Using this module, we can get the intersection ids between two parties in security and efficiently.

RAW Intersection

This intersection module implements the simple intersection method that A or B as a sender will sends all his ids to another, and another one will find the sample ids according to it’s ids. Finally it will send the intersection ids to the sender.

Multi-Host Intersection

Both rsa and raw intersection support multi-host. It means a guest can do intersection with more than one host simultaneously and finally get the common ID with all hosts.

../../../../_images/multi_hosts.png

Figure 2 (multi-hosts Intersection)

See in figure 2, this is a introduction to a guest intersect with two hosts, and it is the same as more than two hosts. Firstly, guest will intersect with each host and get overlapping IDs respectively. Secondly, guest will find common IDs from all intersection results. Finally, guest will send common IDs to every host if necessary.

Repeated ID intersection

We support repeated id intersection for some applications. For this case, one should provide the mask id which map to the repeated ids. For instances, in Guest, your data is

mask_id, id, value
alice_1, alice, 2
alice_2, alice, 3
bob, bob, 4

In Host, you data is

id, value
alice, 5
bob, 6

After intersecting, guest will get the intersection results:

mask_id, value
alice_1, 2
alice_2, 3
bob, 4

And in host:

id, value
alice_1, 5
alice_2, 5
bob, 4

This switch is “repeated_id_process” in the parameter of intersection, set it to true if you want to use this function.

Param

class EncodeParam(salt='', encode_method='none', base64=False)

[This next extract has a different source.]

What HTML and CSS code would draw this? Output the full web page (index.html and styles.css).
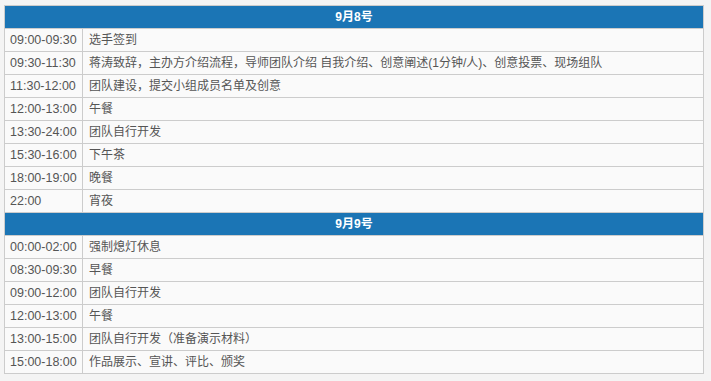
FILE: index.html
```html
<!DOCTYPE html>
<html lang="zh">
<head>
<meta charset="utf-8">
<link rel="stylesheet" href="styles.css">
</head>
<body>
<table class="schedule">
  <colgroup><col class="c-time"><col></colgroup>
  <tbody>
    <tr class="day"><th colspan="2">9月8号</th></tr>
    <tr><td class="time">09:00-09:30</td><td>选手签到</td></tr>
    <tr><td class="time">09:30-11:30</td><td>蒋涛致辞，主办方介绍流程，导师团队介绍 自我介绍、创意阐述(1分钟/人)、创意投票、现场组队</td></tr>
    <tr><td class="time">11:30-12:00</td><td>团队建设，提交小组成员名单及创意</td></tr>
    <tr><td class="time">12:00-13:00</td><td>午餐</td></tr>
    <tr><td class="time">13:30-24:00</td><td>团队自行开发</td></tr>
    <tr><td class="time">15:30-16:00</td><td>下午茶</td></tr>
    <tr><td class="time">18:00-19:00</td><td>晚餐</td></tr>
    <tr><td class="time">22:00</td><td>宵夜</td></tr>
    <tr class="day"><th colspan="2">9月9号</th></tr>
    <tr><td class="time">00:00-02:00</td><td>强制熄灯休息</td></tr>
    <tr><td class="time">08:30-09:30</td><td>早餐</td></tr>
    <tr><td class="time">09:00-12:00</td><td>团队自行开发</td></tr>
    <tr><td class="time">12:00-13:00</td><td>午餐</td></tr>
    <tr><td class="time">13:00-15:00</td><td>团队自行开发（准备演示材料）</td></tr>
    <tr><td class="time">15:00-18:00</td><td>作品展示、宣讲、评比、颁奖</td></tr>
  </tbody>
</table>
</body>
</html>
```

FILE: styles.css
```css
html, body {
  margin: 0;
  background: #f4f4f4;
}
body {
  padding: 5px 7px 0 4px;
  font-family: "Liberation Sans", Arial, "Noto Sans CJK SC", sans-serif;
  font-size: 12px;
  color: #555;
}
.schedule {
  width: 700px;
  border-collapse: collapse;
  table-layout: fixed;
  background: #fafafa;
}
.c-time { width: 78px; }
.schedule td, .schedule th {
  border: 1px solid #cccccc;
  height: 22px;
  padding: 0 0 0 6px;
  line-height: 22px;
  white-space: nowrap;
  text-align: left;
  box-sizing: border-box;
}
.schedule .time {
  font-size: 12.5px;
  padding-left: 5px;
}
.schedule .day th {
  background: #1b75b5;
  color: #fff;
  font-weight: bold;
  text-align: center;
  padding: 0;
}
```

Define the hash method for raw intersect method

Parameters
  • salt (the src data string will be str = str + salt, default by empty string) –

  • encode_method (str, the hash method of src data string, it support md5, sha1, sha224, sha256, sha384, sha512, sm3, default by None) –

  • base64 (bool, if True, the result of hash will be changed to base64, default by False) –

class IntersectParam(intersect_method: str = 'raw', random_bit=128, sync_intersect_ids=True, join_role='guest', with_encode=False, only_output_key=False, encode_params=<federatedml.param.intersect_param.EncodeParam object>, rsa_params=<federatedml.param.intersect_param.RSAParam object>, intersect_cache_param=<federatedml.param.intersect_param.IntersectCache object>, repeated_id_process=False, repeated_id_owner='guest', with_sample_id=False, allow_info_share: bool = False, info_owner='guest')

Define the intersect method

Parameters
  • intersect_method (str, it supports 'rsa' and 'raw', default by 'raw') –

  • random_bit (positive int, it will define the encrypt length of rsa algorithm. It effective only for intersect_method is rsa) –

  • sync_intersect_ids (bool. In rsa, 'synchronize_intersect_ids' is True means guest or host will send intersect results to the others, and False will not.) – while in raw, ‘synchronize_intersect_ids’ is True means the role of “join_role” will send intersect results and the others will get them. Default by True.

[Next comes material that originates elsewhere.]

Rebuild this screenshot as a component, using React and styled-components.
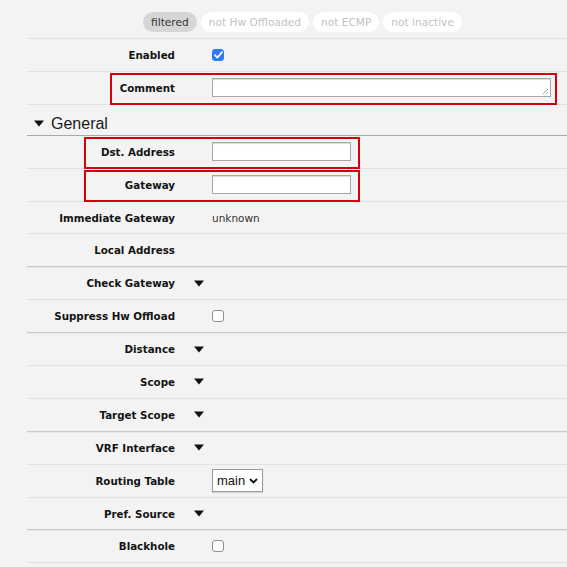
import React from "react";
import styled, { createGlobalStyle } from "styled-components";

const GlobalStyle = createGlobalStyle`
  html, body {
    margin: 0;
    padding: 0;
    background: #f3f3f3;
  }
  body {
    font-family: "DejaVu Sans", Verdana, sans-serif;
    color: #222;
  }
`;

const Page = styled.div`
  width: 567px;
  height: 567px;
  overflow: hidden;
  background: #f3f3f3;
`;

const Filters = styled.div`
  display: flex;
  justify-content: center;
  gap: 4px;
  height: 39px;
  padding: 12px 0 0 11px;
  box-sizing: border-box;
  margin-left: 27px;
  border-bottom: 1px solid #e2e2e2;
`;

const Pill = styled.div`
  height: 20px;
  padding: 0 8px;
  border-radius: 10px;
  display: flex;
  align-items: center;
  font-size: 10.6px;
  font-family: "DejaVu Sans", Verdana, sans-serif;
  background: ${(props) => (props.active ? "#d6d6d6" : "#ffffff")};
  color: ${(props) => (props.active ? "#333" : "#c2c2c2")};
`;

const Row = styled.div`
  position: relative;
  margin-left: 27px;
  height: 31.9px;
  display: grid;
  grid-template-columns: 148px 1fr;
  column-gap: 37px;
  align-items: center;
  border-bottom: ${(props) =>
    props.group ? "1px solid #c9c9c9" : "1px solid #e2e2e2"};
  box-shadow: ${(props) => (props.group ? "0 1px 0 #e8e8e8" : "none")};

  &::after {
    content: "";
    display: ${(props) => (props.mark ? "block" : "none")};
    position: absolute;
    left: ${(props) => props.markLeft || 0}px;
    width: ${(props) => props.markWidth || 0}px;
    top: 1px;
    bottom: -1px;
    border: 2px solid #d6000f;
    box-sizing: border-box;
    pointer-events: none;
  }
`;

const Label = styled.div`
  text-align: right;
  font-weight: bold;
  font-size: 10.3px;
  color: #141414;
  white-space: nowrap;
`;

const Value = styled.div`
  display: flex;
  align-items: center;
  font-size: 10.5px;
  color: #333;
  padding-right: 17px;
`;

const Section = styled.div`
  margin-left: 27px;
  height: 31px;
  box-sizing: border-box;
  padding: 8px 0 0 7px;
  display: flex;
  align-items: center;
  gap: 7px;
  border-bottom: 1px solid #a9a9a9;
  font-family: "Liberation Sans", Arial, sans-serif;
  font-size: 16px;
  color: #1a1a1a;
`;

const TextInput = styled.div`
  width: ${(props) => props.width}px;
  height: ${(props) => props.height || 19}px;
  background: #fff;
  border: 1px solid #a8a8a8;
  box-shadow: inset 0 1px 1px rgba(0, 0, 0, 0.15);
  box-sizing: border-box;
  position: relative;
`;

const Grip = styled.svg`
  position: absolute;
  right: 1px;
  bottom: 1px;
`;

const Check = styled.div`
  width: 12px;
  height: 12px;
  border-radius: 3px;
  box-sizing: border-box;
  display: flex;
  align-items: center;
  justify-content: center;
  background: ${(props) => (props.checked ? "#2b7bf3" : "#fff")};
  border: 1px solid ${(props) => (props.checked ? "#2b7bf3" : "#8e8e8e")};
`;

const Select = styled.div`
  height: 21px;
  padding: 0 4px 0 4px;
  display: flex;
  align-items: center;
  gap: 4px;
  background: #fff;
  border: 1px solid #9a9a9a;
  box-shadow: 0 1px 1px rgba(0, 0, 0, 0.12);
  font-family: "Liberation Sans", Arial, sans-serif;
  font-size: 13px;
  color: #111;
`;

const Toggle = styled.svg`
  margin-left: ${(props) => props.shift || 0}px;
`;

const Caret = ({ shift }) => (
  <Toggle shift={shift} width="10" height="7" viewBox="0 0 10 7">
    <path d="M0 0.5 H10 L5 6.5 Z" fill="#111" />
  </Toggle>
);

const Tick = () => (
  <svg width="9" height="8" viewBox="0 0 9 8">
    <path
      d="M1 4.2 L3.4 6.6 L8 1.2"
      stroke="#fff"
      strokeWidth="1.8"
      fill="none"
      strokeLinecap="round"
      strokeLinejoin="round"
    />
  </svg>
);

const Chevron = () => (
  <svg width="9" height="6" viewBox="0 0 9 6">
    <path
      d="M1 1 L4.5 4.5 L8 1"
      stroke="#111"
      strokeWidth="1.8"
      fill="none"
    />
  </svg>
);

const Field = ({ label, children, ...rest }) => (
  <Row {...rest}>
    <Label>{label}</Label>
    <Value>{children}</Value>
  </Row>
);

export default function App() {
  return (
    <Page>
      <GlobalStyle />
      <Filters>
        <Pill active>filtered</Pill>
        <Pill>not Hw Offloaded</Pill>
        <Pill>not ECMP</Pill>
        <Pill>not inactive</Pill>
      </Filters>

      <Field label="Enabled">
        <Check checked>
          <Tick />
        </Check>
      </Field>
      <Field label="Comment" mark markLeft={83} markWidth={447}>
        <TextInput width={339} height={19}>
          <Grip width="7" height="7" viewBox="0 0 7 7">
            <path d="M6 1 L1 6 M6 4 L4 6" stroke="#888" strokeWidth="0.8" />
          </Grip>
        </TextInput>
      </Field>

      <Section>
        <Caret />
        General
      </Section>

      <Field label="Dst. Address" mark markLeft={57} markWidth={276}>
        <TextInput width={139} />
      </Field>
      <Field label="Gateway" mark markLeft={57} markWidth={276}>
        <TextInput width={139} />
      </Field>
      <Field label="Immediate Gateway">unknown</Field>
      <Field label="Local Address" group />
      <Field label="Check Gateway">
        <Caret shift={-18} />
      </Field>
      <Field label="Suppress Hw Offload" group>
        <Check />
      </Field>
      <Field label="Distance">
        <Caret shift={-18} />
      </Field>
      <Field label="Scope">
        <Caret shift={-18} />
      </Field>
      <Field label="Target Scope" group>
        <Caret shift={-18} />
      </Field>
      <Field label="VRF Interface">
        <Caret shift={-18} />
      </Field>
      <Field label="Routing Table">
        <Select>
          main
          <Chevron />
        </Select>
      </Field>
      <Field label="Pref. Source" group>
        <Caret shift={-18} />
      </Field>
      <Field label="Blackhole">
        <Check />
      </Field>
    </Page>
  );
}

  • join_role (str, role who joins ids, supports "guest" and "host" only and effective only for raw. If it is "guest", the host will send its ids to guest and find the intersection of) – ids in guest; if it is “host”, the guest will send its ids to host. Default by “guest”.

  • with_encode (bool, if True, it will use hash method for intersect ids. Effective only for "raw".) –

  • encode_params (EncodeParam, it effective only for with_encode is True) –

  • rsa_params (RSAParam, effective for rsa method only) –

  • only_output_key (bool, if false, the results of intersection will include key and value which from input data; if true, it will just include key from input) – data and the value will be empty or some useless character like “intersect_id”

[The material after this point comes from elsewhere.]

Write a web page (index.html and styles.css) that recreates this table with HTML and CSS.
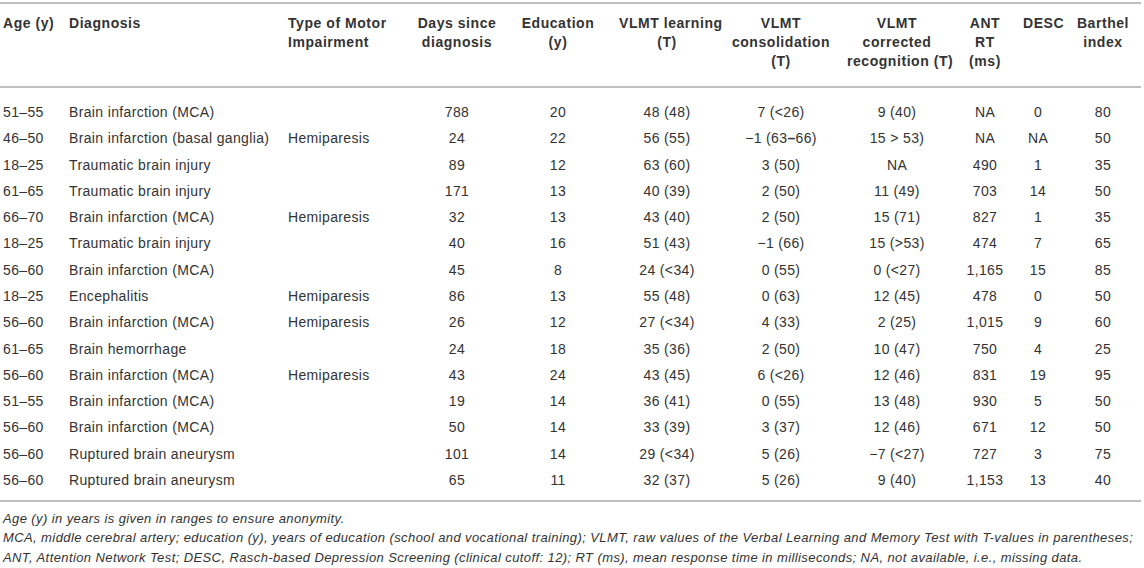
FILE: index.html
```html
<!DOCTYPE html>
<html lang="en">
<head>
<meta charset="utf-8">
<title>Patient characteristics</title>
<link rel="stylesheet" href="styles.css">
</head>
<body>
<div class="wrap">
<table class="data">
<colgroup>
<col class="c-age"><col class="c-diag"><col class="c-type"><col class="c-days"><col class="c-edu"><col class="c-learn"><col class="c-cons"><col class="c-corr"><col class="c-ant"><col class="c-desc"><col class="c-bart">
</colgroup>
<thead>
<tr>
<th class="l">Age (y)</th>
<th class="l">Diagnosis</th>
<th class="l">Type of Motor<br>Impairment</th>
<th>Days since<br>diagnosis</th>
<th>Education<br>(y)</th>
<th>VLMT learning<br>(T)</th>
<th>VLMT<br>consolidation<br>(T)</th>
<th>VLMT<br>corrected<br>recognition (T)</th>
<th>ANT<br>RT<br>(ms)</th>
<th>DESC</th>
<th class="bart">Barthel<br>index</th>
</tr>
</thead>
<tbody>
<tr><td class="l">51–55</td><td class="l">Brain infarction (MCA)</td><td class="l"></td><td>788</td><td>20</td><td>48 (48)</td><td>7 (&lt;26)</td><td>9 (40)</td><td>NA</td><td>0</td><td class="bart">80</td></tr>
<tr><td class="l">46–50</td><td class="l">Brain infarction (basal ganglia)</td><td class="l">Hemiparesis</td><td>24</td><td>22</td><td>56 (55)</td><td>−1 (63<b>–</b>66)</td><td>15 &gt; 53)</td><td>NA</td><td>NA</td><td class="bart">50</td></tr>
<tr><td class="l">18–25</td><td class="l">Traumatic brain injury</td><td class="l"></td><td>89</td><td>12</td><td>63 (60)</td><td>3 (50)</td><td>NA</td><td>490</td><td>1</td><td class="bart">35</td></tr>
<tr><td class="l">61–65</td><td class="l">Traumatic brain injury</td><td class="l"></td><td>171</td><td>13</td><td>40 (39)</td><td>2 (50)</td><td>11 (49)</td><td>703</td><td>14</td><td class="bart">50</td></tr>
<tr><td class="l">66–70</td><td class="l">Brain infarction (MCA)</td><td class="l">Hemiparesis</td><td>32</td><td>13</td><td>43 (40)</td><td>2 (50)</td><td>15 (71)</td><td>827</td><td>1</td><td class="bart">35</td></tr>
<tr><td class="l">18–25</td><td class="l">Traumatic brain injury</td><td class="l"></td><td>40</td><td>16</td><td>51 (43)</td><td>−1 (66)</td><td>15 (&gt;53)</td><td>474</td><td>7</td><td class="bart">65</td></tr>
<tr><td class="l">56–60</td><td class="l">Brain infarction (MCA)</td><td class="l"></td><td>45</td><td>8</td><td>24 (&lt;34)</td><td>0 (55)</td><td>0 (&lt;27)</td><td>1,165</td><td>15</td><td class="bart">85</td></tr>
<tr><td class="l">18–25</td><td class="l">Encephalitis</td><td class="l">Hemiparesis</td><td>86</td><td>13</td><td>55 (48)</td><td>0 (63)</td><td>12 (45)</td><td>478</td><td>0</td><td class="bart">50</td></tr>
<tr><td class="l">56–60</td><td class="l">Brain infarction (MCA)</td><td class="l">Hemiparesis</td><td>26</td><td>12</td><td>27 (&lt;34)</td><td>4 (33)</td><td>2 (25)</td><td>1,015</td><td>9</td><td class="bart">60</td></tr>
<tr><td class="l">61–65</td><td class="l">Brain hemorrhage</td><td class="l"></td><td>24</td><td>18</td><td>35 (36)</td><td>2 (50)</td><td>10 (47)</td><td>750</td><td>4</td><td class="bart">25</td></tr>
<tr><td class="l">56–60</td><td class="l">Brain infarction (MCA)</td><td class="l">Hemiparesis</td><td>43</td><td>24</td><td>43 (45)</td><td>6 (&lt;26)</td><td>12 (46)</td><td>831</td><td>19</td><td class="bart">95</td></tr>
<tr><td class="l">51–55</td><td class="l">Brain infarction (MCA)</td><td class="l"></td><td>19</td><td>14</td><td>36 (41)</td><td>0 (55)</td><td>13 (48)</td><td>930</td><td>5</td><td class="bart">50</td></tr>
<tr><td class="l">56–60</td><td class="l">Brain infarction (MCA)</td><td class="l"></td><td>50</td><td>14</td><td>33 (39)</td><td>3 (37)</td><td>12 (46)</td><td>671</td><td>12</td><td class="bart">50</td></tr>
<tr><td class="l">56–60</td><td class="l">Ruptured brain aneurysm</td><td class="l"></td><td>101</td><td>14</td><td>29 (&lt;34)</td><td>5 (26)</td><td>−7 (&lt;27)</td><td>727</td><td>3</td><td class="bart">75</td></tr>
<tr><td class="l">56–60</td><td class="l">Ruptured brain aneurysm</td><td class="l"></td><td>65</td><td>11</td><td>32 (37)</td><td>5 (26)</td><td>9 (40)</td><td>1,153</td><td>13</td><td class="bart">40</td></tr>
</tbody>
</table>
<div class="notes">
<p>Age (y) in years is given in ranges to ensure anonymity.</p>
<p><span class="line">MCA, middle cerebral artery; education (y), years of education (school and vocational training); VLMT, raw values of the Verbal Learning and Memory Test with T-values in parentheses;</span><span class="line">ANT, Attention Network Test; DESC, Rasch-based Depression Screening (clinical cutoff: 12); RT (ms), mean response time in milliseconds; NA, not available, i.e., missing data.</span></p>
</div>
</div>
</body>
</html>
```

FILE: styles.css
```css
html, body {
  margin: 0;
  padding: 0;
  background: #ffffff;
}
body {
  font-family: "Liberation Sans", Arial, sans-serif;
  color: #333333;
}
.wrap {
  width: 1141px;
  padding-top: 2px;
}
.data {
  width: 1141px;
  table-layout: fixed;
  border-collapse: collapse;
  font-size: 14px;
  line-height: 20px;
  letter-spacing: 0.35px;
}
.c-age { width: 66px; }
.c-diag { width: 219px; }
.c-type { width: 132px; }
.c-days { width: 80px; }
.c-edu { width: 122px; }
.c-learn { width: 96px; }
.c-cons { width: 132px; }
.c-corr { width: 100px; }
.c-ant { width: 76px; }
.c-desc { width: 30px; }
.c-bart { width: 88px; }

.data thead tr {
  border-top: 2px solid #bfbfbf;
  border-bottom: 2px solid #bfbfbf;
}
.data tbody tr:last-child {
  border-bottom: 2px solid #bfbfbf;
}
.data th {
  font-weight: bold;
  text-align: center;
  vertical-align: top;
  line-height: 19px;
  letter-spacing: 0.55px;
  padding: 10px 0 15px 0;
  white-space: nowrap;
}
.data td {
  text-align: center;
  padding: 3.15px 0;
  white-space: nowrap;
}
.data .l {
  text-align: left;
  padding-left: 3px;
}
.data .bart {
  padding-left: 12px;
}
.data tbody tr:first-child td {
  padding-top: 14px;
}
.data tbody tr:last-child td {
  padding-bottom: 10px;
}
.data td b {
  font-weight: bold;
}
.notes {
  font-size: 13px;
  font-style: italic;
  line-height: 19.5px;
  letter-spacing: 0.4px;
  padding-left: 3px;
  margin-top: 7px;
}
.notes p {
  margin: 0;
}
.notes .line {
  display: block;
  white-space: nowrap;
}
```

  • repeated_id_process (bool, if true, intersection will process the ids which can be repeatable) –

  • repeated_id_owner (str, which role has the repeated ids) –

  • with_sample_id (bool, data with sample id or not, default False; set this param to True may lead to unexpected behavior) –

class RSAParam(salt='', hash_method='sha256', final_hash_method='sha256', split_calculation=False, random_base_fraction=None, key_length=1024)

Define the hash method for RSA intersect method

Parameters
  • salt (the src data string will be str = str + salt, default '') –

  • hash_method (str, the hash method of src data string, it support sha256, sha384, sha512, sm3, default sha256) –

  • final_hash_method (str, the hash method of result data string, it support md5, sha1, sha224, sha256, sha384, sha512, sm3, default sha256) –

  • split_calculation (bool, if True, Host & Guest split operations for faster performance, recommended on large data set) –

  • random_base_fraction (positive float, if not None, generate (fraction * public key id count) of r for encryption and reuse generated r;) – note that value greater than 0.99 will be taken as 1, and value less than 0.01 will be rounded up to 0.01

  • key_length (positive int, bit count of rsa key, default 1024) –

Feature

Both RSA and RAW intersection supports the following features:

  1. Support multi-host modeling task. The detail configuration for multi-host modeling task is located here.

  2. Repeated ID intersection using ID expanding.

RSA intersection support the following extra features:

  1. RSA support cache to speed up.

RAW intersection support the following extra features:

  1. RAW support some encoders like md5 or sha256 to make it more safely.